La palabra utopía fue acuñada por Tomás Moro en 1516, como título de su libro más conocido. Esa idea de que en tiempos antiguos había una sociedad perfecta y que nos toca a nosotros recuperarla está más acentuada en los hijos de la tradición judeocristiana. El mito bíblico del paraíso, exento de todo dolor y pecado, resuena fuerte en nuestro inconsciente. Lo que fue, será. Ni Marx logró librarse del paradigma bíblico. Su comunismo primitivo, inmune a la alienación y explotación, es la imagen de un pasado reflejado en el futuro: la construcción de la sociedad comunista, donde se dará la adecuación entre existencia y esencia del ser humano.
¿En qué lugar de la Tierra sobrevive la utopía que, en el siglo 20, movilizó a millones de militantes dispuestos a dar la vida para que todos tuviésemos vida? El fundamentalismo islámico no se compara con el ardor de los jóvenes revolucionarios. Éstos querían cambiar el mundo, no imponer una creencia religiosa; buscaban implantar la justicia, no el predominio de una fe; deseaban una nueva sociedad, no la hegemonía de una religión; vislumbraban el éxito en la caída del poder opresor, no en la muerte coronada por el martirio.

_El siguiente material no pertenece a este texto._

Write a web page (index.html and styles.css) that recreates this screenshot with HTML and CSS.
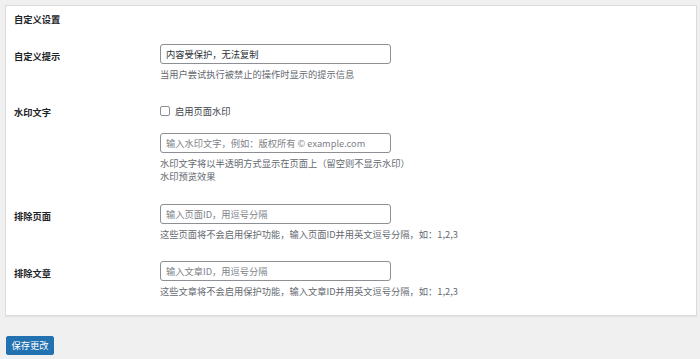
FILE: index.html
```html
<!DOCTYPE html>
<html lang="zh-CN">
<head>
<meta charset="utf-8">
<title>自定义设置</title>
<link rel="stylesheet" href="styles.css">
</head>
<body>
<form class="page">
  <section class="panel">
    <h2 class="panel-title">自定义设置</h2>

    <div class="row row-first">
      <div class="label label-input">自定义提示</div>
      <div class="field">
        <input class="text-input" type="text" value="内容受保护，无法复制">
        <p class="desc">当用户尝试执行被禁止的操作时显示的提示信息</p>
      </div>
    </div>

    <div class="row row-watermark">
      <div class="label label-check">水印文字</div>
      <div class="field">
        <label class="check-line"><span class="checkbox"></span><span>启用页面水印</span></label>
        <input class="text-input input-after-check" type="text" placeholder="输入水印文字，例如：版权所有 © example.com">
        <p class="desc">水印文字将以半透明方式显示在页面上（留空则不显示水印）</p>
        <p class="desc">水印预览效果</p>
      </div>
    </div>

    <div class="row row-pages">
      <div class="label label-input">排除页面</div>
      <div class="field">
        <input class="text-input" type="text" placeholder="输入页面ID，用逗号分隔">
        <p class="desc">这些页面将不会启用保护功能，输入页面ID并用英文逗号分隔，如：1,2,3</p>
      </div>
    </div>

    <div class="row row-posts">
      <div class="label label-input">排除文章</div>
      <div class="field">
        <input class="text-input" type="text" placeholder="输入文章ID，用逗号分隔">
        <p class="desc">这些文章将不会启用保护功能，输入文章ID并用英文逗号分隔，如：1,2,3</p>
      </div>
    </div>
  </section>

  <div class="actions">
    <button class="button-primary" type="button">保存更改</button>
  </div>
</form>
</body>
</html>
```

FILE: styles.css
```css
* {
  box-sizing: border-box;
}

html, body {
  margin: 0;
  padding: 0;
  background: #f0f0f1;
}

body {
  font-family: "Noto Sans CJK SC", "Noto Sans", "Liberation Sans", sans-serif;
  font-size: 9.25px;
  color: #1d2327;
}

.page {
  padding: 5px 3px 0 5px;
}

.panel {
  background: #ffffff;
  border: 1px solid #dcdcde;
  box-shadow: 0 1px 1px rgba(0, 0, 0, 0.05);
  padding: 0 8px 17px 8px;
}

.panel-title {
  margin: 0;
  padding-top: 6px;
  font-size: 9.25px;
  line-height: 14px;
  font-weight: 700;
  color: #1d2327;
}

.row {
  display: grid;
  grid-template-columns: 146px 1fr;
}

.row-first { margin-top: 18px; }
.row-watermark { margin-top: 23px; }
.row-pages { margin-top: 21px; }
.row-posts { margin-top: 20px; }

.label {
  font-weight: 700;
  line-height: 14px;
  color: #1d2327;
}

.label-input {
  padding-top: 5px;
}

.label-check {
  padding-top: 1px;
}

.field {
  display: flex;
  flex-direction: column;
  align-items: flex-start;
}

.text-input {
  display: block;
  width: 231px;
  height: 20px;
  margin: 0;
  padding: 0 5px;
  border: 1px solid #8c8f94;
  border-radius: 3px;
  background: #ffffff;
  font-family: inherit;
  font-size: 9.25px;
  line-height: 18px;
  color: #2c3338;
  outline: none;
}

.text-input::placeholder {
  color: #7e8288;
  opacity: 1;
}

.input-after-check {
  margin-top: 15px;
}

.check-line {
  display: flex;
  align-items: center;
  gap: 5px;
  height: 14px;
  line-height: 14px;
  color: #3c434a;
}

.checkbox {
  display: block;
  width: 10px;
  height: 10px;
  border: 1px solid #8c8f94;
  border-radius: 2px;
  background: #ffffff;
}

.desc {
  margin: 0;
  line-height: 13px;
  color: #646970;
}

.input-after-check + .desc,
.text-input + .desc {
  margin-top: 4px;
}

.actions {
  margin-top: 20px;
  padding-left: 1px;
}

.button-primary {
  display: block;
  width: 48px;
  height: 19px;
  margin: 0;
  padding: 0;
  border: 1px solid #2271b1;
  border-radius: 2px;
  background: #2271b1;
  color: #ffffff;
  font-family: inherit;
  font-size: 9.25px;
  line-height: 17px;
  text-align: center;
  cursor: pointer;
}
```
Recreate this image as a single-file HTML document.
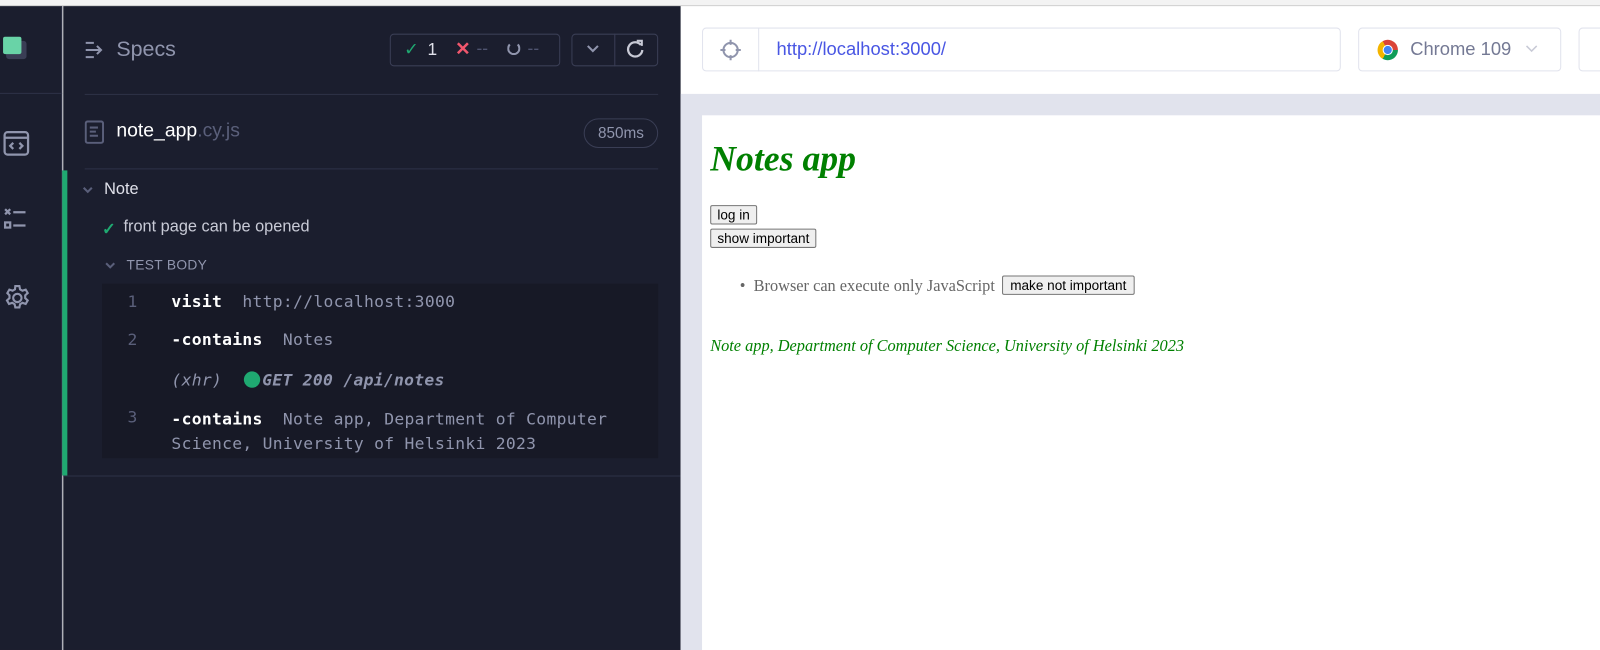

El socialismo fue la gran utopía de mi generación. Soñábamos con una sociedad en la que nadie estuviera amenazado por el hambre, la guerra, la explotación, la discriminación, la marginación. Rusia fue la primera en implantar, en 1917, el nuevo sistema esbozado en la crítica de Marx y Engels al capitalismo. En 1949 el gigante chino dio el mismo paso.
Aunque el socialismo haya representado grandes avances en cuanto a los derechos sociales, no tardaron en repetirse las «desilusiones» de Hesíodo: los crímenes de Stalin, la Revolución Cultural china, el imperialismo político, la dictadura del proletariado reducida a la dictadura de los dirigentes del partido único, etc.
Hanna Arendt, militante de izquierda alemana, al renegar de sus ideas revolucionarias cometió la equivocación de ver el marxismo y el fascismo como versiones diferentes del totalitarismo. Y esparció el pensamiento antiutópico, representado hoy en el Brasil por el PSDB y por el PT. De ese modo cerró el horizonte de la esperanza y reforzó el neoliberalismo.
Para los adeptos al antiutopismo, que ya no creen en la sociedad poscapitalista, sí se da identificación entre este sistema y democracia. El capitalismo sería perverso en sus abusos, pero no en su esencia. Creen, por consiguiente, que es posible «humanizarlo», sin darse cuenta de las conexiones entre Wall Street y Etiopía, el bienestar de los países escandinavos y la significativa presencia de su capital y de sus empresas en los países emergentes.
Se sufre hoy de distropía, la utopía deteriorada, escepticismo y desencanto, que lleva a muchos a acomodarse tristes en su rincón. ¿Qué queda de esperanza cuando ya no creemos en líderes, partidos, doctrinas e ideologías? ¿Qué queda cuando, por nuestra parte, se cierran todas las puertas y ventanas? Queda la amargura, el desaliento, el rechazo del poder. Ése es el momento en que el sistema conmemora su victoria sobre nosotros. Vaciarnos de utopía, neutralizarnos, comprarnos, he ahí la táctica de quienes profesan el dogma de que «fuera del mercado no hay salvación».
Quien no sueña con la utopía corre el serio peligro de recurrir al sueño químico de las drogas, que siempre termina en pesadilla.